Le meilleur album de cette sélection (et à ce jour l’une des meilleures sorties d’un label AD 93 aux projets souvent mi-cuits) nous vient d’un quatuor bristolien dont l’ambition est aussi la limite. En voulant télescoper des univers encore plus antinomiques que sur son précédent opus Nacre dont la principale qualité était de parvenir à instaurer une atmosphère d’ensemble, de plus en plus rare chez les groupes britanniques à l’ADN "indie rock" (bien que l’on soit plus proche ici du slowcore mélangeur d’un Hood), Barney Matthews et sa bande se perdent ici et là en digressions superflues (cf. See Unit qui n’a pas l’air de vraiment savoir où il veut aller) et ne sont finalement jamais meilleurs que quand ils délaissent le songwriting et le chant assez banal du sus-nommé, comme sur le très beau Nannerth Ganol au crescendo ambient/post-rock saisissant ou sur le final de Black Kites avec ses bien jolies orchestrations lyriques. Inégal mais plutôt prometteur.
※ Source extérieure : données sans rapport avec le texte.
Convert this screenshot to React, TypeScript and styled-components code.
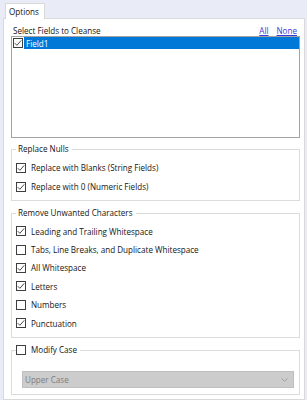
import React from "react";
import styled, { createGlobalStyle } from "styled-components";

const Global = createGlobalStyle`
  html, body { margin: 0; padding: 0; }
  body {
    background: #e9ecf6;
    font-family: "Open Sans", "Noto Sans", sans-serif;
    font-size: 8.1px;
    color: #141414;
    width: 307px;
    height: 400px;
    overflow: hidden;
  }
`;

const Page = styled.div`
  width: 307px;
  height: 400px;
  display: flex;
  flex-direction: column;
  background: #e9ecf6;
`;

const TabStrip = styled.div`
  height: 18px;
  display: flex;
  align-items: flex-end;
  padding-left: 5px;
  position: relative;
  z-index: 1;
`;

const Tab = styled.div`
  height: 16px;
  width: 40px;
  margin-bottom: -1px;
  box-sizing: border-box;
  padding: 0 0 0 3px;
  display: flex;
  align-items: center;
  background: #ffffff;
  border: 1px solid #d9d9d9;
  border-bottom: none;
`;

const Panel = styled.div`
  margin-left: 3px;
  width: 302px;
  flex: 1;
  box-sizing: border-box;
  background: #ffffff;
  border: 1px solid #d9d9d9;
  padding: 6px 4px 0 7px;
  display: flex;
  flex-direction: column;
`;

const LabelRow = styled.div`
  height: 11px;
  display: flex;
  align-items: center;
  justify-content: space-between;
  padding: 0 3px 0 2px;
  line-height: 11px;
`;

const Links = styled.div`
  display: flex;
  gap: 8px;
`;

const LinkText = styled.a`
  color: #3a3ad6;
  text-decoration: underline;
  cursor: pointer;
`;

const ListBox = styled.div`
  height: 102px;
  width: 289px;
  box-sizing: border-box;
  border: 1px solid #a3a3a3;
  background: #ffffff;
`;

const ListRow = styled.div`
  height: 12px;
  display: flex;
  align-items: center;
  padding-left: 1px;
`;

const Highlight = styled.div`
  flex: 1;
  height: 12px;
  margin-left: 1px;
  background: #0078d7;
  color: #ffffff;
  display: flex;
  align-items: center;
  padding-left: 2px;
`;

const Group = styled.fieldset<{ $top: number; $pt: number; $pb: number }>`
  margin: ${(p) => p.$top}px 0 0 0;
  width: 289px;
  box-sizing: border-box;
  border: 1px solid #dcdcdc;
  padding: ${(p) => p.$pt}px 5px ${(p) => p.$pb}px 4px;
  min-width: 0;
`;

const Legend = styled.legend<{ $pl: number }>`
  padding: 0 3px 0 ${(p) => p.$pl}px;
  height: 12px;
  line-height: 12px;
  display: flex;
  align-items: center;
  gap: 5px;
`;

const Row = styled.div<{ $h: number }>`
  height: ${(p) => p.$h}px;
  display: flex;
  align-items: center;
  gap: 5px;
`;

const Select = styled.div`
  margin-left: 6px;
  height: 17px;
  box-sizing: border-box;
  background: #cccccc;
  border: 1px solid #bfbfbf;
  color: #7d7d7d;
  display: flex;
  align-items: center;
  justify-content: space-between;
  padding: 0 5px 0 2px;
`;

const Box = styled.svg`
  flex: none;
  display: block;
`;

function Check({ checked }: { checked: boolean }) {
  return (
    <Box width="10" height="10" viewBox="0 0 10 10">
      <rect x="0.5" y="0.5" width="9" height="9" fill="#fff" stroke="#3f3f3f" strokeWidth="1" />
      {checked && (
        <path d="M1.8 5.2 L3.9 7.3 L8.2 2.4" fill="none" stroke="#4a4a4a" strokeWidth="1" />
      )}
    </Box>
  );
}

const Chevron = () => (
  <svg width="7" height="4" viewBox="0 0 7 4">
    <path d="M0.5 0.5 L3.5 3.2 L6.5 0.5" fill="none" stroke="#9a9a9a" strokeWidth="0.9" />
  </svg>
);

export default function App() {
  const removeItems: [string, boolean][] = [
    ["Leading and Trailing Whitespace", true],
    ["Tabs, Line Breaks, and Duplicate Whitespace", false],
    ["All Whitespace", true],
    ["Letters", true],
    ["Numbers", false],
    ["Punctuation", true],
  ];
  return (
    <Page>
      <Global />
      <TabStrip>
        <Tab>Options</Tab>
      </TabStrip>
      <Panel>
        <LabelRow>
          <span>Select Fields to Cleanse</span>
          <Links>
            <LinkText>All</LinkText>
            <LinkText>None</LinkText>
          </Links>
        </LabelRow>
        <ListBox>
          <ListRow>
            <Check checked />
            <Highlight>Field1</Highlight>
          </ListRow>
        </ListBox>
        <Group $top={5} $pt={3} $pb={4}>
          <Legend $pl={2}>Replace Nulls</Legend>
          <Row $h={19}>
            <Check checked />
            <span>Replace with Blanks (String Fields)</span>
          </Row>
          <Row $h={19}>
            <Check checked />
            <span>Replace with 0 (Numeric Fields)</span>
          </Row>
        </Group>
        <Group $top={6} $pt={3} $pb={5}>
          <Legend $pl={2}>Remove Unwanted Characters</Legend>
          {removeItems.map(([label, c]) => (
            <Row $h={18.4} key={label}>
              <Check checked={c} />
              <span>{label}</span>
            </Row>
          ))}
        </Group>
        <Group $top={6} $pt={15} $pb={6}>
          <Legend $pl={0}>
            <Check checked={false} />
            <span>Modify Case</span>
          </Legend>
          <Select>
            <span>Upper Case</span>
            <Chevron />
          </Select>
        </Group>
      </Panel>
    </Page>
  );
}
- Yung Lean - Jonatan (World Affairs, 2/05)

Pas vraiment un bon disque mais en tout cas une surprise que ce Jonatan, qui voit le Suédois Yung Lean, chantre il y a quelques années encore d’un cloud rap mainstream au rabais blindé d’autotune marmonné et de beats hédonistes copiés/collés sur Ableton, s’orienter vers une indie pop lo-fi et bricolée. Surprise toute relative pour ceux qui avaient suivi le bonhomme ceci dit, puisqu’il avait déjà entamé cette mue depuis une paire d’albums, en plus de tenir le micro du duo grunge/post-punk Död Mark. Entre hymnes miniatures et morceaux plus introspectifs, on est plus du tout ici (hormis un court clin d’oeil final) dans le pseudo hip-hop pour ados ou la "pop urbaine" bâtarde des radios, le bonhomme alternant chant approximatif et spoken word sur fond de guitare fuzzy, de boîte à rythmes et même de jolis arrangements ici et là, pour un résultat toutefois assez inconsistant et plombé par des vocalises de slacker un brin fatigantes.